GAA Eile sails wide of the post

Are you ready to begin? Sunday marks the start of the 2019 All-Ireland football championship, yes the summer is here.

It’s hard to believe that Leitrim’s last gasp extra-time winner in the Bronx’s was 12 months ago and while Mayo travel there this Sunday, the excitement of an upset is missing.

That last gasp Noel Plunkett point was one of the opening segment’s in RTE’s latest look inside the GAA, when on Monday Dara O’Cinneide’s GAA Eile launched on RTE One.

Billed as the follow onto the utterly boring and in reality pointless 2017 series GAA Nua, which focused on technology change in the GAA, O’Cinneide promised to ask the question with GAA Eile, where is the GAA going in this commercial era?
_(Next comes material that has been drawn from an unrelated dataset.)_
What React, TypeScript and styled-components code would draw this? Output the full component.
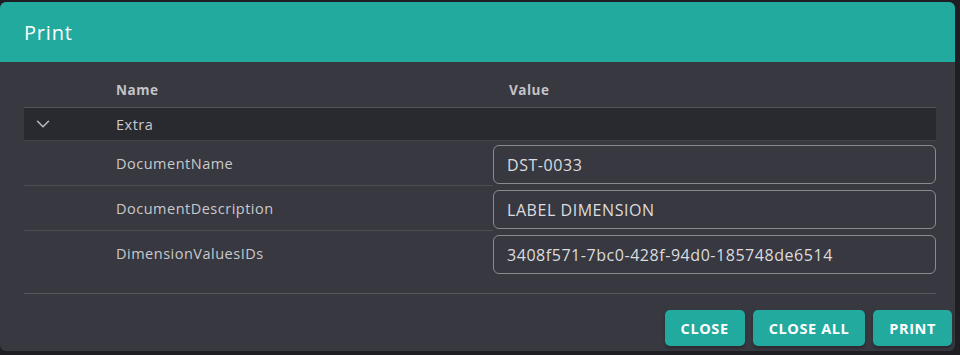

Episode one saw O’Cinneide state the bleeding obvious, the championship starts in New York, Dublin are the best team, Carlow and Leitrim have no hope of winning the All-Ireland, but the fans love cheering on their team.

Zero learnt there. The next question why are the Dubs so good? Well low and behold, the answer was organisation, funding and a good manager.

I can see my license fee is certainly been spent on excellent investigative journalism.

One point was brazenly raised, between 1995 and 2011 Dublin won zero All-Ireland’s football titles.

Ok, between 2011 and 2018 Dublin have landed six All-Ireland titles, but let’s open the brackets here, in the 35-years between 1983 and 2018 Dublin have won eight titles.

While in the same bracket Kerry have won 10 All-Ireland’s, three of those by the way had Mr.O’Cinneide on the Croke Park field, but let’s not talk about that as it may just lose some of the narrative.

Surely a more prudent question to ask is why in that 35-year period have just 10 counties lifted Sam Maguire and of those, Derry and Armagh have registered one each, the rest are multiple winners.

While O’Cinneide to his credit, did question how the Dubs dominance hasn’t been more far reaching, he made no mention of the fact, that the Dublin training ground had two dressing room’s after 1995, one for those with All-Ireland winners medals and one for those without.

The sure presence of which, showed the weakness of Mickey Whelan who succeeded Dr. Pat O’Neill as Dublin manager after the All-Ireland success of 95.

After that 1995 success Dublin didn’t manage to win the Leinster championship until 2002, failing to even make the final in 97 or 98.

Yes in reality Mickey Whelan was a failure of a Dublin manager, Tommy Carr in reality was also, definitely in Whelan’s case he never won over the players, but that fact in today’s GAA analysis sphere is something that doesn’t want to be mentioned.

30-minutes after sitting through another lame duck RTE/BAI funded GAA production, I’m left with this hollow feeling.

The same hollow feeling I had after watching the propagandist, but well produced “The Game” documentary, screened last summer on RTE One which told us, how hurling is the greatest game in the world without question, because Cu Chulainn told us so.

My question remains then, why is such a great, encompassing game, a) not played outside Ireland and b) barren from counties Longford, Sligo, Cavan, Monaghan and Tyrone, et all.

There is only so much propaganda even Josef Bogel can stomach.

I’m biased I’ve been told, I’m a GAA commentator who supported the deal with Sky Sports and whisper it now, enjoys watching GAA games on Sky.

I don’t get upset when RTE announce their TV schedule, because if I really want to see a match, I’ll make my way to it, or there is another medium called the radio which will paint the game’s picture with elegance and beauty.

I’m not totally keen on changing the rules, I question why the opposition managers have not thought out a plan that could kill “puke football”, rather than scream at Croke Park for change.

Three shows remain in GAA Eile, will we get the answer of where the GAA is going? On the surface of episode one, possibly not.

Will O’Cinneide get a third series? This time possibly exploring the benefits of Gaelic Games in the Antarctic? Maybe, but there are better stories in GAA circles then this.

Prayers of the faithful and TG4’s Laochra Gael are prime examples of quality production and journalism meeting on screen.

Have no fear though, the summer is here and as with the usual suspect GAA television programme, expect the usual ranking the counties features appearing in print.

As if editors and journalists a like, wrote into their calendar on January one, time to rank the counties, with the shock headline of 2019, Dublin get top spot and New York spot 33.

Still and all, that empty April has only made me hungry for my summer of Gaelic Games.